Instructions for the task - List each line of the data that holds the string "component".
───── Excerpted data
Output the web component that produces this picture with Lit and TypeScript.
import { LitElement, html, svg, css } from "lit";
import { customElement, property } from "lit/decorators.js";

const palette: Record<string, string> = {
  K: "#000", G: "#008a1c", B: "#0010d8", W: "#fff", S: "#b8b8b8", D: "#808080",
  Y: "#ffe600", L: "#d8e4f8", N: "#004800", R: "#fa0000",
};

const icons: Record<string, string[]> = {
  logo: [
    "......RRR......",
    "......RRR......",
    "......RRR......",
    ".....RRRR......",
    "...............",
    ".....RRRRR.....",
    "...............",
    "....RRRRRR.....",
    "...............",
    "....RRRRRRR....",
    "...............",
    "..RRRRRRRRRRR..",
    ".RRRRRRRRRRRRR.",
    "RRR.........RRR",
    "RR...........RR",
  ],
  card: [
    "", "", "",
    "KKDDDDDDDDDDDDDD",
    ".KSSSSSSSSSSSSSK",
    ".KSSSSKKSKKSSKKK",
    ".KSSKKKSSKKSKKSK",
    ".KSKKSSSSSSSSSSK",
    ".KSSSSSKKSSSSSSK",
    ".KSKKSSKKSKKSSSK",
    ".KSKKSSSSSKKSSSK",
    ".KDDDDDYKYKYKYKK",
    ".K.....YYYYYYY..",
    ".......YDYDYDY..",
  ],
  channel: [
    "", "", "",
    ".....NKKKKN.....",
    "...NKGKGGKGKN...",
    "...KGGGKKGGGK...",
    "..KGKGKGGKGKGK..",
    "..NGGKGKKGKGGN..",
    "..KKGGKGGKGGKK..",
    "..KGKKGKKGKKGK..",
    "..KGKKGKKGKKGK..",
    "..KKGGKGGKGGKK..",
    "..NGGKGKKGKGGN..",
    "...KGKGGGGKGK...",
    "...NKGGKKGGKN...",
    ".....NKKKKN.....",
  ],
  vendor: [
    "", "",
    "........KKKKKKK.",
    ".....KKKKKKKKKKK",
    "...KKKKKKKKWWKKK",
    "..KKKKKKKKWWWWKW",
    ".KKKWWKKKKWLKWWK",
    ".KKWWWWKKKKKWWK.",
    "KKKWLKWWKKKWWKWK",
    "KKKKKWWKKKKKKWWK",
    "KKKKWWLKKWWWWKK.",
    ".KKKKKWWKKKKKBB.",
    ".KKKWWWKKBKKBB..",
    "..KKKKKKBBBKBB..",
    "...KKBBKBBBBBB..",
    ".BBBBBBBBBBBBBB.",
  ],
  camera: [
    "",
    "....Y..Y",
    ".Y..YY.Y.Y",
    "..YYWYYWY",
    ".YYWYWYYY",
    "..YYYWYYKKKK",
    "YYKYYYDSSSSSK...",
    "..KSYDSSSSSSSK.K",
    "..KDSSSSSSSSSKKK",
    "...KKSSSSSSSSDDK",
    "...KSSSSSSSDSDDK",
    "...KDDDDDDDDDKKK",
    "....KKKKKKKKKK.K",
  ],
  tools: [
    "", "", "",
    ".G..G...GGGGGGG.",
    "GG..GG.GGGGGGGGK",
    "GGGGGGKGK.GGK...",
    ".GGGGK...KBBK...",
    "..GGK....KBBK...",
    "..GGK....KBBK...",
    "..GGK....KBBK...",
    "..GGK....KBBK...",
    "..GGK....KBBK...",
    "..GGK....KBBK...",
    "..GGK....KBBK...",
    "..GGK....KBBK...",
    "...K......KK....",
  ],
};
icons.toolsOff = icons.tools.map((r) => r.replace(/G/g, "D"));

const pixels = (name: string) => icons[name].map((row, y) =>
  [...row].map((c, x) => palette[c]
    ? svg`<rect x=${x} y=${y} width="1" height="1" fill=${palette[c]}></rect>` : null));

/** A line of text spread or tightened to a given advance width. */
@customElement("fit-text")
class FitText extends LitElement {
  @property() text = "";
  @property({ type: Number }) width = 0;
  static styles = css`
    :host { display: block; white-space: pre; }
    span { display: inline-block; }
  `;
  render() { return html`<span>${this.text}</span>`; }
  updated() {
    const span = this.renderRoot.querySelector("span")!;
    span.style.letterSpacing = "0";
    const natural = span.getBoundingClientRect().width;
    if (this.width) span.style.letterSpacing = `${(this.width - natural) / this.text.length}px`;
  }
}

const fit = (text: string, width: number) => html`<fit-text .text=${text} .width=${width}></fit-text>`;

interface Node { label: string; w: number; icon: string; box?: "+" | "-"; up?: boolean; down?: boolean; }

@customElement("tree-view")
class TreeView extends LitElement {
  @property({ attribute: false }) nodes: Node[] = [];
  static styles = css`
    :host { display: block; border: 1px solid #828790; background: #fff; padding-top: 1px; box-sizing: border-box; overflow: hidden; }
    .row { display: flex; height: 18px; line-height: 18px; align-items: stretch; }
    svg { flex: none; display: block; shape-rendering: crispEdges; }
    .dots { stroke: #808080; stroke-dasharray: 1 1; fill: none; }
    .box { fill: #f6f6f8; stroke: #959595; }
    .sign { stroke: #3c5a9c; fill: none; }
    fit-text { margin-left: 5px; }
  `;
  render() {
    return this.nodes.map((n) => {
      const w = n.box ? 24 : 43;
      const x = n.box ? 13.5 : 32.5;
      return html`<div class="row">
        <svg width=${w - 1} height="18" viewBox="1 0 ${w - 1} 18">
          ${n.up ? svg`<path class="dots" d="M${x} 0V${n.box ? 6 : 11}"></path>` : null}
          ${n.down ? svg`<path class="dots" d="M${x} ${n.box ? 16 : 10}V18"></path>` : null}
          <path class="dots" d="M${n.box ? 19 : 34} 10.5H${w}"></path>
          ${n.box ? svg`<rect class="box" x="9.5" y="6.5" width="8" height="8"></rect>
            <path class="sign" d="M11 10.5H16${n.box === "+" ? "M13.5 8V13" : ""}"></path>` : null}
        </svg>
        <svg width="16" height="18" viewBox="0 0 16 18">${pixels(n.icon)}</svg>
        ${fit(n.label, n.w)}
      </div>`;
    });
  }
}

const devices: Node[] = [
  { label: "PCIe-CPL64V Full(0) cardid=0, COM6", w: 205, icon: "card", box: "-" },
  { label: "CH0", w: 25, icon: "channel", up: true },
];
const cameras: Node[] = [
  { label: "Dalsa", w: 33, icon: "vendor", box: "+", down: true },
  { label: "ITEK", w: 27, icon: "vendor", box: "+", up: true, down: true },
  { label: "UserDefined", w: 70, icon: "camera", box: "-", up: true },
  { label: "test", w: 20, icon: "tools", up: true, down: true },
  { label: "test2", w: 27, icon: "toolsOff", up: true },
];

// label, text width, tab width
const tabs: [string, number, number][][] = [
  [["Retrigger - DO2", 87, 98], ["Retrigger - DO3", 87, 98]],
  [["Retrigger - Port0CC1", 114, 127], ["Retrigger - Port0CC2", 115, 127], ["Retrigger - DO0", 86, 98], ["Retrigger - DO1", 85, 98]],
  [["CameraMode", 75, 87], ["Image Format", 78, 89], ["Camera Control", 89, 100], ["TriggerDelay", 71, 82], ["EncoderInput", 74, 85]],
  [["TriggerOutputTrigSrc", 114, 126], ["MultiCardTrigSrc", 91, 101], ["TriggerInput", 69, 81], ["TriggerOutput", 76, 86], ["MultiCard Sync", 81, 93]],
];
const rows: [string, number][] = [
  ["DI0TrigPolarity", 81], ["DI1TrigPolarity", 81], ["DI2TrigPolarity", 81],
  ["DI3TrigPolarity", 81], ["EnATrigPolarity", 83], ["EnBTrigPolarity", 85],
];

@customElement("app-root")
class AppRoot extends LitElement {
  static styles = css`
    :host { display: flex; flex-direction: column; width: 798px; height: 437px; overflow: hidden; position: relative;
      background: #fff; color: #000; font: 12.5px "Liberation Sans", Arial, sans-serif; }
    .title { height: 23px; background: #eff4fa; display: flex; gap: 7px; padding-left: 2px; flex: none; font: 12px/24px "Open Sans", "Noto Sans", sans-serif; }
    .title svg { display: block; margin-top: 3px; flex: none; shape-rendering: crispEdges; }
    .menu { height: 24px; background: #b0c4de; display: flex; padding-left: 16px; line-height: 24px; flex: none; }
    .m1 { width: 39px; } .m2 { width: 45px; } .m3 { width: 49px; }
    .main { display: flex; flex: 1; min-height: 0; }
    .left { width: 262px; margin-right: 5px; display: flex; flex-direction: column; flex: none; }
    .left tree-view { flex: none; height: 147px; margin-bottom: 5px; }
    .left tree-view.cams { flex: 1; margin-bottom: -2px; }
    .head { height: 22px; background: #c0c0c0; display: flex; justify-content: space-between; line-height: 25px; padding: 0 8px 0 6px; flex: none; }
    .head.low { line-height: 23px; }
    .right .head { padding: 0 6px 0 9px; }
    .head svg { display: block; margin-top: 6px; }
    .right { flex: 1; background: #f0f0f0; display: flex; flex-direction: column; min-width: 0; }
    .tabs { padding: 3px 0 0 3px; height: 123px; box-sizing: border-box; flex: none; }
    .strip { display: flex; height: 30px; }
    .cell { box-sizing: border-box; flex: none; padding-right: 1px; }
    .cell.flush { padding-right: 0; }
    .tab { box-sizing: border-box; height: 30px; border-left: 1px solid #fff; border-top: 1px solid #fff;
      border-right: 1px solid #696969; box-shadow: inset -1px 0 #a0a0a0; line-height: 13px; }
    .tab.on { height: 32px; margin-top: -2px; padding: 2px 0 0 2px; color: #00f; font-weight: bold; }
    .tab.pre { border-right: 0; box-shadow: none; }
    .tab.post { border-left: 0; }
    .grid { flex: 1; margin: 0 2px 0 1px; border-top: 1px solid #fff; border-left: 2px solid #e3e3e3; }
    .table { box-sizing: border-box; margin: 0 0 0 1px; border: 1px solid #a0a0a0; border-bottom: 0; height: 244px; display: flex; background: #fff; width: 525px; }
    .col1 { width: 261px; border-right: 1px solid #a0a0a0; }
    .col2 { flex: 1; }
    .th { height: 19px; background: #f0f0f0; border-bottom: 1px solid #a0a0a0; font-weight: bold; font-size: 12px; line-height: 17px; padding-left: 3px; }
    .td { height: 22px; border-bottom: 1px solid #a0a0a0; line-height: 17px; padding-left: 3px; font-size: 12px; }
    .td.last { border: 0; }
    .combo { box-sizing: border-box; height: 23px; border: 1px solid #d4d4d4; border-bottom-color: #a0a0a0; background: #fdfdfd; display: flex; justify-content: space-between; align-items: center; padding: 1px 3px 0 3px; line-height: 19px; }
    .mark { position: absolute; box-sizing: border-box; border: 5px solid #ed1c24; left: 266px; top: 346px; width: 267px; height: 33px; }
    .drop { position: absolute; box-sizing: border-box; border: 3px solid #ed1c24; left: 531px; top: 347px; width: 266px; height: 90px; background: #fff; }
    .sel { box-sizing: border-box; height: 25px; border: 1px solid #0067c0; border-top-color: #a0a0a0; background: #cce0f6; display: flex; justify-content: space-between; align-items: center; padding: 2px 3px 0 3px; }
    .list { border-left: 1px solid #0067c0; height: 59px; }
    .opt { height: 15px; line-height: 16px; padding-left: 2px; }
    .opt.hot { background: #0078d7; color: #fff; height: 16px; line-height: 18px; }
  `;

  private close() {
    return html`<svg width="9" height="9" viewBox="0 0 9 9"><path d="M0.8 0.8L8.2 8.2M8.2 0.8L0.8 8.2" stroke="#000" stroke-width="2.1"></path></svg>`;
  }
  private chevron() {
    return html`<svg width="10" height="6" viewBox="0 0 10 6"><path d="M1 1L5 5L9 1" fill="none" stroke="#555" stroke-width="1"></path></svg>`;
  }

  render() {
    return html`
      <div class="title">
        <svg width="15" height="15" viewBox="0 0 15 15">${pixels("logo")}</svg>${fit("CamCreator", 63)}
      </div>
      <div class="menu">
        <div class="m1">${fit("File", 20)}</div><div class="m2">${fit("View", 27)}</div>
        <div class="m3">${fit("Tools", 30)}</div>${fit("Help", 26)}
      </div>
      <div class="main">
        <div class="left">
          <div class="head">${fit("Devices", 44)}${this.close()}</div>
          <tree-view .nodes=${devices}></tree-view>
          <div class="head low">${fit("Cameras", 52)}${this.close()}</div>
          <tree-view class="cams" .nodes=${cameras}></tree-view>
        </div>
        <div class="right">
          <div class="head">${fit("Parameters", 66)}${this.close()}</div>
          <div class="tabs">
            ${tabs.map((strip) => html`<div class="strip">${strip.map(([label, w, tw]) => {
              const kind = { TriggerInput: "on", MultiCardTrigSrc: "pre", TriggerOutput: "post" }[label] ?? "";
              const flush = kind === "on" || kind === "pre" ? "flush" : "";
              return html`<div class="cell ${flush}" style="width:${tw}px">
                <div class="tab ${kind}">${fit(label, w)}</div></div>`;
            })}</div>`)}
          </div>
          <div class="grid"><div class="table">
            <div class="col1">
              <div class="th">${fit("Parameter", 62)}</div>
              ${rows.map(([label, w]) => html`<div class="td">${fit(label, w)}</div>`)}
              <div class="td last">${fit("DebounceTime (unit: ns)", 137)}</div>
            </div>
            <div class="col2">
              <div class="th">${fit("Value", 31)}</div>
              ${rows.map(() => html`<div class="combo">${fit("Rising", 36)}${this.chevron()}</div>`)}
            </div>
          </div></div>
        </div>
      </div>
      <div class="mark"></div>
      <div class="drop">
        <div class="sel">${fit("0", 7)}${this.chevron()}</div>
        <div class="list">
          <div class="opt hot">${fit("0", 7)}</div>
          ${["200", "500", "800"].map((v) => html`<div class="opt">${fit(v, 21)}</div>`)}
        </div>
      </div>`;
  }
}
──────────
───── Excerpted data
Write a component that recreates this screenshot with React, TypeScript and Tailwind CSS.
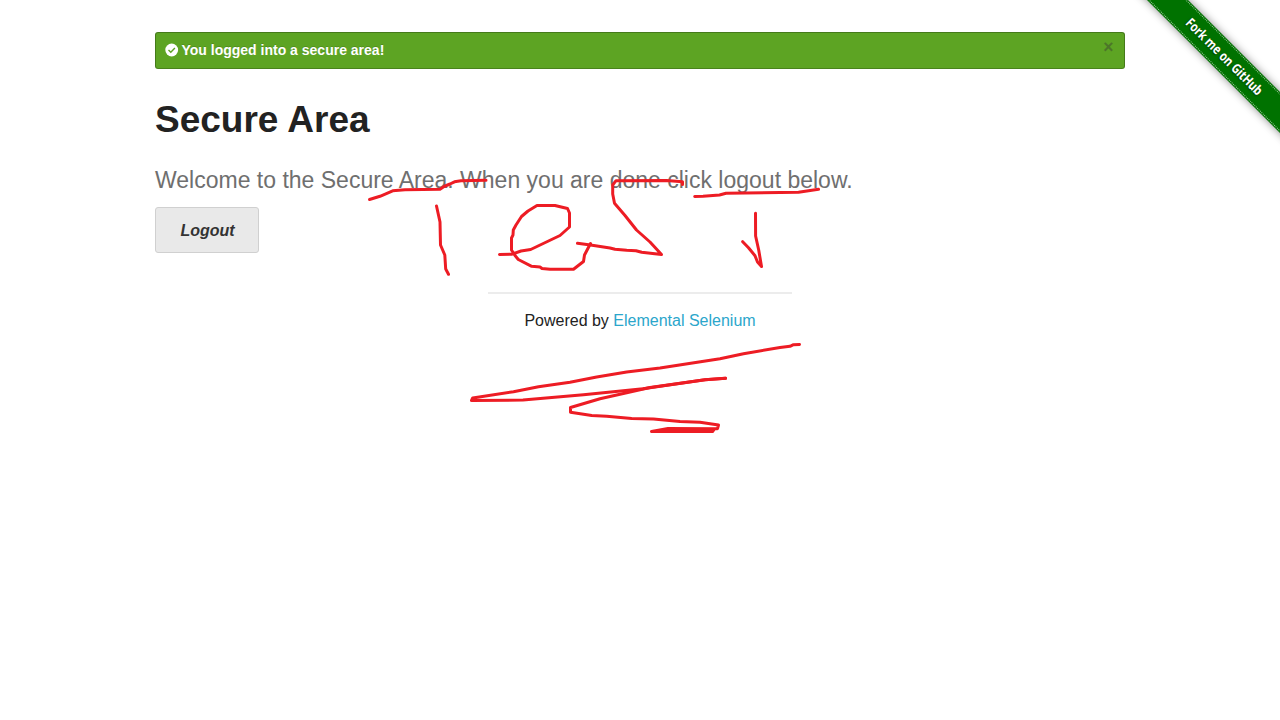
──────────
Completed task -
Output the web component that produces this picture with Lit and TypeScript.
Write a component that recreates this screenshot with React, TypeScript and Tailwind CSS.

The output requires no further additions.